One interesting observation of the Court was that if the entities and the advertisers had all worked for the same company, their actions would never have been viewed as federal crimes. To align incentives, employers regularly structure compensation based on how much business employees generate. The AKS recognizes this common practice. Among its exclusions, for example, the statute contains a safe harbor provision, 42 U.S.C. § 1320a-7b(b)(3)(B), that exempts payments by “an employer to an employee (who has a bona fide employment relationship with such employer) for employment in the provision of covered items or services․” Though this comment was resigned to a footnote, perhaps the Court was signaling that the distinction between independent contractor and employer is not as critical as some commenters have worried in the past.
Conclusion
Both physicians and non-physicians can wield formal or informal influence over patients’ choices of health care providers, often leveraging personal relationships to limit competition and harm patients, and consequently increasing costs for federal health care programs. The AKS explicitly prohibits payments intended to induce improper influences, which is consistent with public policy. In this case, however, Sorensen’s payments to PakMed, KPN, and Byte were compensation for legitimate, routine services — such as advertising, manufacturing, and product delivery — and not in exchange for patient referrals.
Although refraining to comment on the broader social implications or desirability of aggressive, even intrusive, marketing strategies like Sorensen’s, the court noted that vigorous advertising alone was not equivalent to illegal patient referrals. Since no evidence was presented that would permit a reasonable jury to conclude beyond a reasonable doubt that Sorensen made payments or agreements in exchange for referrals as defined by the AKS, the district court’s judgment was reversed.
This decision does not mean that providers, manufacturers, or others engaged in the health care ecosystem need to change any current practices. But it does stand for an important milestone in the ongoing interpretation of the AKS, one of the key fraud and abuse enforcement tools, that will be closely monitored by entities defending against AKS or FCA actions premised on certain compensation arrangements that previously had been questioned.

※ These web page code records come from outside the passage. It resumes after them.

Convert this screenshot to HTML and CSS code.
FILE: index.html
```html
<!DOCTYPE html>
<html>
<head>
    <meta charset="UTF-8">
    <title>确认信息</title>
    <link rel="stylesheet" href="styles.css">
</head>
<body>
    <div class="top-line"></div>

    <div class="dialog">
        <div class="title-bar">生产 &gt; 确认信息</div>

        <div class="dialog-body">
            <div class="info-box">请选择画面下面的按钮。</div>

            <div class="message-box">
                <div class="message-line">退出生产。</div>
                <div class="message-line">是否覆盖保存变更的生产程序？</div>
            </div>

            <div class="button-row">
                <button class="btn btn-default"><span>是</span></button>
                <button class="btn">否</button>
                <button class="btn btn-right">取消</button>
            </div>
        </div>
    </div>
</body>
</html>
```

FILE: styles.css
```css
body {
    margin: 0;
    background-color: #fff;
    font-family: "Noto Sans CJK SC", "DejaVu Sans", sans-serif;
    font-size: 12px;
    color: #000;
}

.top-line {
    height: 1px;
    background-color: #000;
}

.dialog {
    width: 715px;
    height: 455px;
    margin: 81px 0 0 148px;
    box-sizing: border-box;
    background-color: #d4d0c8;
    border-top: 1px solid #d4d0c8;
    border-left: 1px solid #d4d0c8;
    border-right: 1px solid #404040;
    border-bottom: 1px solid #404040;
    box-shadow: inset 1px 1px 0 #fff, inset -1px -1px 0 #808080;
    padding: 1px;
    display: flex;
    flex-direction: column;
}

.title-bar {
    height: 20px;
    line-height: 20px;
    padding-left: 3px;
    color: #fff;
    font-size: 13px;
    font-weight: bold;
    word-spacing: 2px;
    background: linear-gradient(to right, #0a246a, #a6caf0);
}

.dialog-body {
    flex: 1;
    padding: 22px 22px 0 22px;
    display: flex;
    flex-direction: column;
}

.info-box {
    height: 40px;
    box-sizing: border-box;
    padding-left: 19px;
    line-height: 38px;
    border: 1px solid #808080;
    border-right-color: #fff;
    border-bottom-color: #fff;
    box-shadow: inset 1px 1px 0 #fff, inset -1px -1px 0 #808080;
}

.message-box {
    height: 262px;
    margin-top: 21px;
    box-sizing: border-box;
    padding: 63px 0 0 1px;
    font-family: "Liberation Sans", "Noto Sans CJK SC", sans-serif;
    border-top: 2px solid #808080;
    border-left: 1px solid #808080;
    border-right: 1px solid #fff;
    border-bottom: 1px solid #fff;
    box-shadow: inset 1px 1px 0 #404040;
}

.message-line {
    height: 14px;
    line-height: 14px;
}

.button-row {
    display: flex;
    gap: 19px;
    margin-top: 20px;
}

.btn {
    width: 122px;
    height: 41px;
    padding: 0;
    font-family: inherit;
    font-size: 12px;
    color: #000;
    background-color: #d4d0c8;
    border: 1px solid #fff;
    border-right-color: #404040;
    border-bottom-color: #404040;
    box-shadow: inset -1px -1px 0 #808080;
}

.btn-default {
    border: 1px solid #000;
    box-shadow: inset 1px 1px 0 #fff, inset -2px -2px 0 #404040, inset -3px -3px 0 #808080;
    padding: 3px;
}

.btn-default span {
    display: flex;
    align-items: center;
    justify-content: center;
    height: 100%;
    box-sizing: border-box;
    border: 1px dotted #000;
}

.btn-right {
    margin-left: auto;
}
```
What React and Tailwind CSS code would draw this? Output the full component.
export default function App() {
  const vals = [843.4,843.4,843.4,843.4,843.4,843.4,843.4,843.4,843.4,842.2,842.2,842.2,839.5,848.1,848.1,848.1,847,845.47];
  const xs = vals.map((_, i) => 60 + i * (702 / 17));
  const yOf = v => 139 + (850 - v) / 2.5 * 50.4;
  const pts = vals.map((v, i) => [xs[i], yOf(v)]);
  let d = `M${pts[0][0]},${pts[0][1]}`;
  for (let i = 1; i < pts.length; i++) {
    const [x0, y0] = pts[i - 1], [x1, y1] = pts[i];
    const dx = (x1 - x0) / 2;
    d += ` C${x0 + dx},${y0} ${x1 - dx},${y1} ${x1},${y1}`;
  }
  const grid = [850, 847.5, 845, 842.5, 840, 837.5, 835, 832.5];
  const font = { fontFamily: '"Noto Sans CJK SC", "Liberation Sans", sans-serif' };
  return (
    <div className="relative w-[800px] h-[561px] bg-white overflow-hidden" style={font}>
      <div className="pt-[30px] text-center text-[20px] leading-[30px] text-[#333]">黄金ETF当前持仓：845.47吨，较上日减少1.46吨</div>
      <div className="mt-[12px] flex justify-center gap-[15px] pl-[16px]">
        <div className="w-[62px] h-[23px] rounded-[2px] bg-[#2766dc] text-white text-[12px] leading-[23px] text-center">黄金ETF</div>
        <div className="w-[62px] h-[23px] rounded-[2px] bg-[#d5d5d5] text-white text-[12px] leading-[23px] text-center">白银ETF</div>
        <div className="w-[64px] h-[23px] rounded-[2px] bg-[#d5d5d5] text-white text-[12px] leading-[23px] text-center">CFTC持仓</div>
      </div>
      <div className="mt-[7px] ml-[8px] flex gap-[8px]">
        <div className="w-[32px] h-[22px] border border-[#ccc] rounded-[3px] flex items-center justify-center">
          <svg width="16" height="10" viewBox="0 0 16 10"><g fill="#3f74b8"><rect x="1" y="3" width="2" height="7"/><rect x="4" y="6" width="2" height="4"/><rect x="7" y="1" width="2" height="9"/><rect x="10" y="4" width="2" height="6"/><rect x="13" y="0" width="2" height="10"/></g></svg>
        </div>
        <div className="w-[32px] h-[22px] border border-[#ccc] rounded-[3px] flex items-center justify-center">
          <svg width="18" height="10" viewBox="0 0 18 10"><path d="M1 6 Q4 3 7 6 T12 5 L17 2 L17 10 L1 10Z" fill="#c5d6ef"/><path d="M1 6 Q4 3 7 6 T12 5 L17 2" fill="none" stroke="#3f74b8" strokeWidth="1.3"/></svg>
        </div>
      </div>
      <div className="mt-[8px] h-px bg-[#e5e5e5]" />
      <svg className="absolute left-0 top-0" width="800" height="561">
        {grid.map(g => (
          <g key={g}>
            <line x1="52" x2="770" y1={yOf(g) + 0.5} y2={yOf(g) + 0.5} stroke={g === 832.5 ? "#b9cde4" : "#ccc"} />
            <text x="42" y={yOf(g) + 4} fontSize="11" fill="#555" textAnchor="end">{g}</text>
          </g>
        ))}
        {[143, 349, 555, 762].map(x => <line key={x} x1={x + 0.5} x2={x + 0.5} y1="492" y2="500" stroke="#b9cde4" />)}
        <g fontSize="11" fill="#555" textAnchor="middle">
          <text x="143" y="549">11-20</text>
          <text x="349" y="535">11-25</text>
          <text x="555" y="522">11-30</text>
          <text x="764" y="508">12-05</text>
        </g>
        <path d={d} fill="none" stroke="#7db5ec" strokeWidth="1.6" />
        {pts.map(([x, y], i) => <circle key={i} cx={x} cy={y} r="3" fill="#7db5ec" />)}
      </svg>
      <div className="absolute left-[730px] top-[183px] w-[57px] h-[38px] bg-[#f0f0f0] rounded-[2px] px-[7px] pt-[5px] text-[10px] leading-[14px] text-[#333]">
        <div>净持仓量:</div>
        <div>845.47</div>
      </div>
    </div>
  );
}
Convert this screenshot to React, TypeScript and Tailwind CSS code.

Under the Court’s ruling, heath care providers may structure compensation arrangements involving marketing and sales without implicating AKS, as non-physician recommendations may evade classification as an illegal referral. The Court’s ruling, emphasizing the payee’s inability to leverage influence or power over health care decisions, suggests that providers could, with the proper safeguards in place, utilize percentage-based compensation structures or per lead compensation arrangements with marketing and sales teams. Providers should consult legal counsel on structuring any such arrangement to ensure AKS compliance and meet any applicable safe harbor protections.